Rates have already inched up slightly by 0.25% in a decision
by the Federal Reserve System in December. This is the start of a trend that
will gradually continue in the future, as our country’s economy continues to
improve. This marks the end of the near-zero borrowing costs that have
prevailed in recent years, and it’s good for investors, but not so great for
homebuyers. What do these rate increases mean if you plan on purchasing a new
home this year? We’ve broken it down in a few examples of what the cost will be
to those who wait to buy their homes and rates continue to increase.
The average mortgage rate for a 30-year fixed has been
around, or just below 4.0%, which is what we will use in our example. An
average mortgage amount of $300,000 at 4.0% will cost the homebuyer $1,432.25
per month for principal and interest. The difference in the monthly payment for
0.25% increase in the rate (to 4.25%) is $43.57 per month, or $522.84 per year.

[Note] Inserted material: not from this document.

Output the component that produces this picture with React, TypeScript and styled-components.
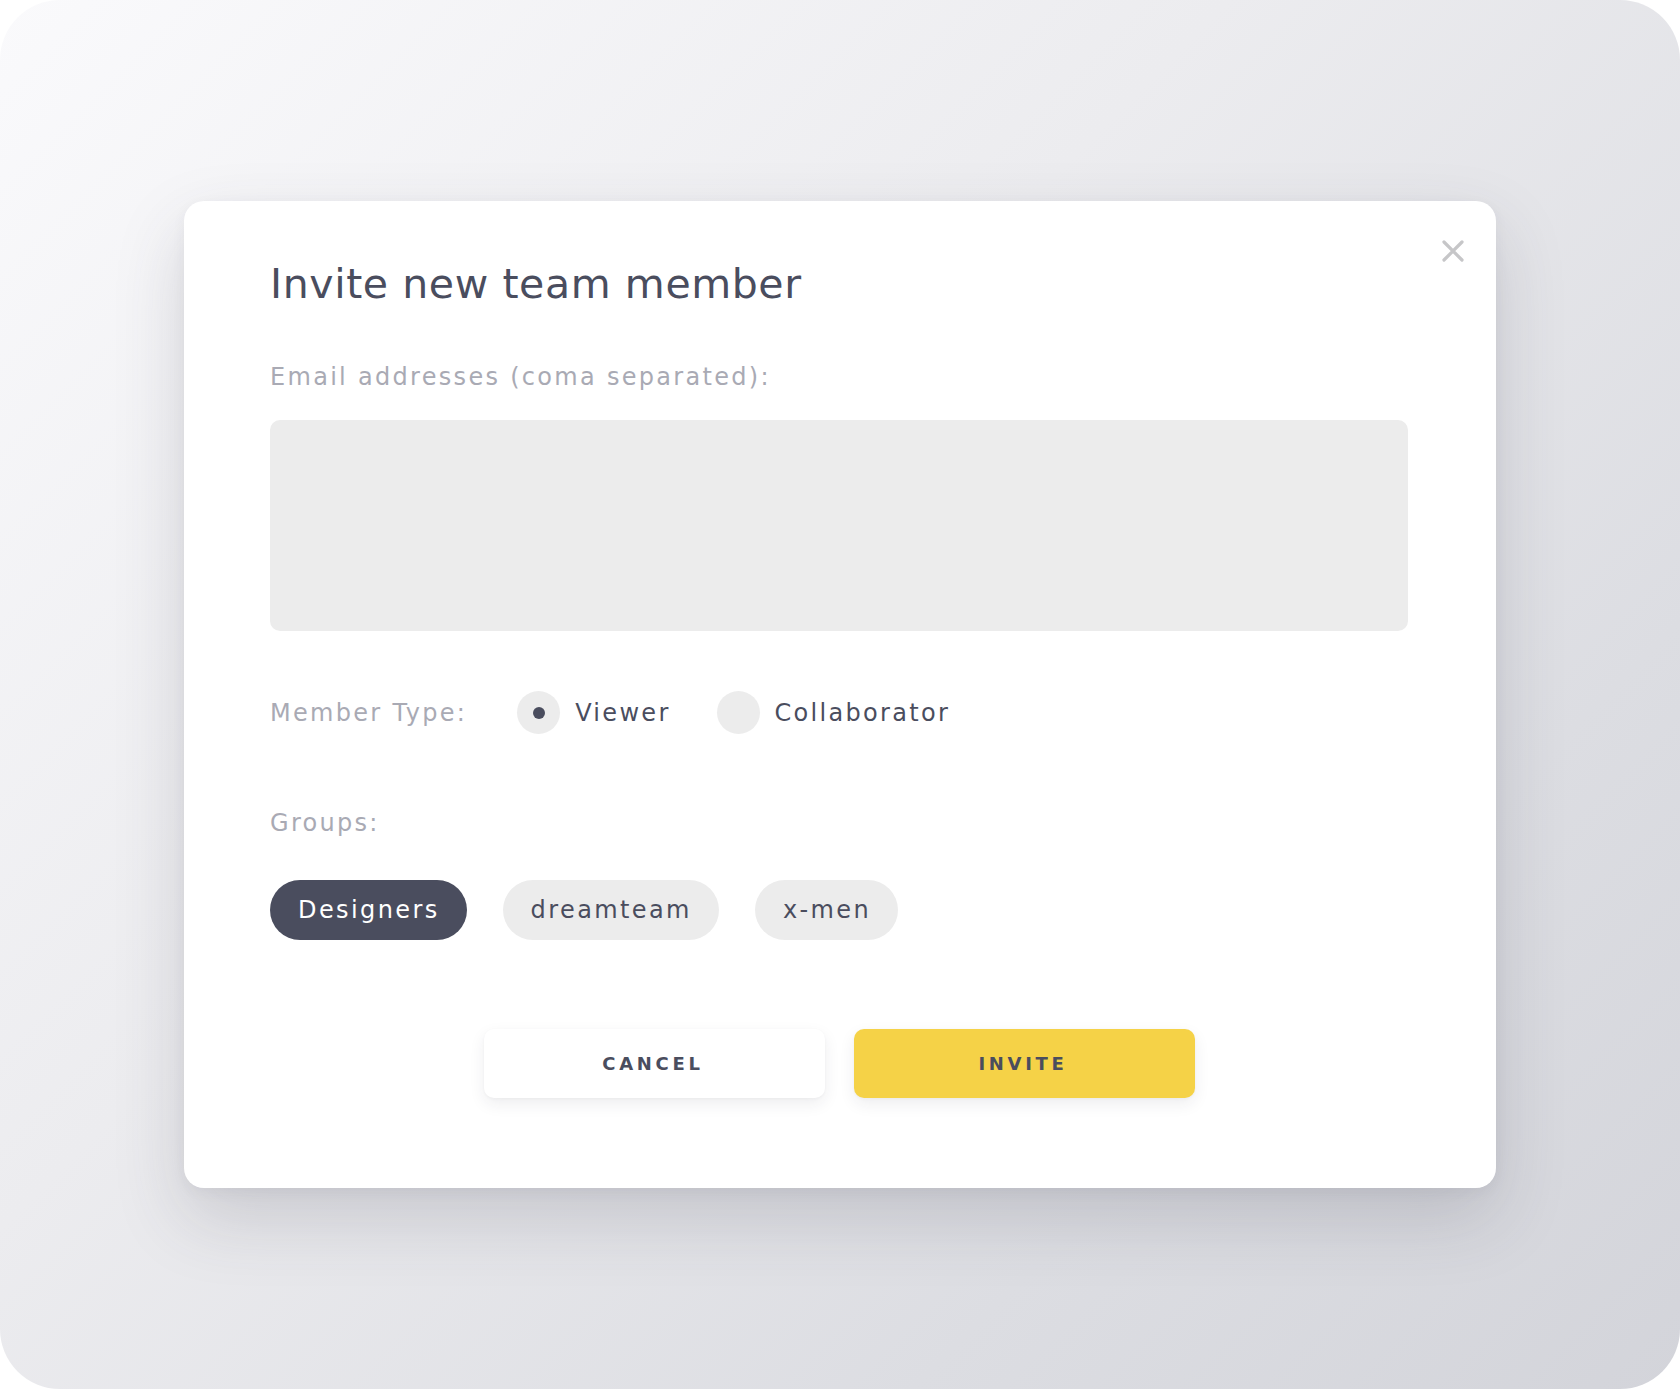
import React from "react";
import styled, { createGlobalStyle } from "styled-components";

const GlobalStyle = createGlobalStyle`
  html, body { margin: 0; padding: 0; background: #ffffff; }
  * { box-sizing: border-box; }
  body { font-family: "DejaVu Sans", "Open Sans", sans-serif; }
`;

const Page = styled.div`
  width: 1680px;
  height: 1389px;
  border-radius: 60px;
  overflow: hidden;
  background: linear-gradient(135deg, #fafafc 0%, #ececef 40%, #dcdde2 75%, #d3d4da 100%);
  display: flex;
  align-items: center;
  justify-content: center;
`;

const Modal = styled.div`
  position: relative;
  width: 1312px;
  height: 987px;
  background: #ffffff;
  border-radius: 20px;
  padding: 58px 88px 0 86px;
  display: flex;
  flex-direction: column;
  box-shadow: 0 30px 70px rgba(60, 62, 80, 0.18), 0 4px 14px rgba(60, 62, 80, 0.05);
`;

const CloseButton = styled.button`
  position: absolute;
  top: 38px;
  right: 31px;
  width: 24px;
  height: 24px;
  padding: 0;
  border: none;
  background: transparent;
  display: flex;
  align-items: center;
  justify-content: center;
  cursor: pointer;
`;

const Title = styled.h1`
  margin: 0;
  font-size: 41px;
  line-height: 50px;
  font-weight: 400;
  color: #4a4d5e;
  letter-spacing: 0.6px;
`;

const Label = styled.div<{ $mt?: number }>`
  margin-top: ${(p) => p.$mt ?? 0}px;
  font-size: 24px;
  line-height: 30px;
  color: #a9aab4;
  letter-spacing: 2.3px;
`;

const EmailBox = styled.textarea`
  margin-top: 28px;
  width: 1138px;
  height: 211px;
  border: none;
  border-radius: 10px;
  background: #ececec;
  resize: none;
  outline: none;
  font-family: inherit;
  font-size: 22px;
  padding: 16px 20px;
`;

const TypeRow = styled.div`
  margin-top: 60px;
  display: flex;
  align-items: center;
  height: 43px;
`;

const RadioGroup = styled.div`
  display: flex;
  align-items: center;
  gap: 46px;
  margin-left: 50px;
`;

const RadioOption = styled.label`
  display: flex;
  align-items: center;
  gap: 15px;
  cursor: pointer;
`;

const RadioCircle = styled.span<{ $checked?: boolean }>`
  width: 43px;
  height: 43px;
  border-radius: 50%;
  background: #ececec;
  display: flex;
  align-items: center;
  justify-content: center;
  &::after {
    content: "";
    width: 12px;
    height: 12px;
    border-radius: 50%;
    background: ${(p) => (p.$checked ? "#4a4d5e" : "transparent")};
  }
`;

const RadioText = styled.span`
  font-size: 24px;
  line-height: 30px;
  color: #4a4d5e;
  letter-spacing: 2.3px;
`;

const Chips = styled.div`
  margin-top: 42px;
  display: flex;
  gap: 36px;
`;

const Chip = styled.button<{ $active?: boolean }>`
  height: 60px;
  padding: 0 27px 0 28px;
  border: none;
  border-radius: 30px;
  background: ${(p) => (p.$active ? "#4a4d5e" : "#ececec")};
  color: ${(p) => (p.$active ? "#ffffff" : "#4a4d5e")};
  font-family: inherit;
  font-size: 24px;
  letter-spacing: 2.4px;
  cursor: pointer;
`;

const Actions = styled.div`
  margin-top: 89px;
  display: flex;
  justify-content: center;
  gap: 29px;
`;

const ActionButton = styled.button<{ $primary?: boolean }>`
  width: 341px;
  height: 69px;
  border: none;
  border-radius: 10px;
  background: ${(p) => (p.$primary ? "#f5d247" : "#ffffff")};
  color: #4a4d5e;
  font-family: inherit;
  font-size: 18px;
  font-weight: 700;
  letter-spacing: 3.7px;
  padding-left: 4px;
  box-shadow: 0 6px 16px rgba(40, 42, 60, 0.08), 0 1px 3px rgba(40, 42, 60, 0.04);
  cursor: pointer;
`;

export default function App() {
  return (
    <>
      <GlobalStyle />
      <Page>
        <Modal>
          <CloseButton aria-label="Close">
            <svg width="22" height="22" viewBox="0 0 22 22">
              <path d="M2 2 L20 20 M20 2 L2 20" stroke="#c6c6c8" strokeWidth="3.2" strokeLinecap="round" />
            </svg>
          </CloseButton>
          <Title>Invite new team member</Title>
          <Label $mt={53}>Email addresses (coma separated):</Label>
          <EmailBox />
          <TypeRow>
            <Label>Member Type:</Label>
            <RadioGroup>
              <RadioOption>
                <RadioCircle $checked />
                <RadioText>Viewer</RadioText>
              </RadioOption>
              <RadioOption>
                <RadioCircle />
                <RadioText>Collaborator</RadioText>
              </RadioOption>
            </RadioGroup>
          </TypeRow>
          <Label $mt={74}>Groups:</Label>
          <Chips>
            <Chip $active>Designers</Chip>
            <Chip>dreamteam</Chip>
            <Chip>x-men</Chip>
          </Chips>
          <Actions>
            <ActionButton>CANCEL</ActionButton>
            <ActionButton $primary>INVITE</ActionButton>
          </Actions>
        </Modal>
      </Page>
    </>
  );
}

Not a significant difference, but there are a lot of things you can do with
$500.00 extra per year. When you add it up over the life of your 30 year loan
the total is $15,685.30.
Since the Federal Reserve has promised to continually
increase rates, the longer you wait, the higher your monthly payment and cost
to borrow money for a home becomes. Because we don’t know for sure when these
gradual increases will happen, it’s hard to predict exactly when the right time
to buy a home will be. Of course, the sooner you make your decision, the better
you will do on your interest rate. For example, the same $300,000 mortgage
amount at a 5.0% fixed rate will increase to $1,610.46 per month in principal
and interest. That’s a difference of $178.21 per month. Only 1% difference in
the rate and you are paying over $2,000 more per year for your mortgage. That
could be a nice, modest vacation. Over 30 years that is $60,000 – a lot of nice
vacations!
The same mortgage amount at 6.0% interest is now $1,798.65
per month, or $366.40 per month more in Princeton and interest on your payment.
That’s $4,396.80 per year. Over the life of a 30-year mortgage that’s a grand
total of $131,901! That’s enough money to finance a college education, or even a
few years of retirement. It doesn’t sound so bad when you are talking about a
quarter-of-a-percent, or even 1-2 percent higher than today’s rates. But when
you start to do the math it really adds up over the length of the loan.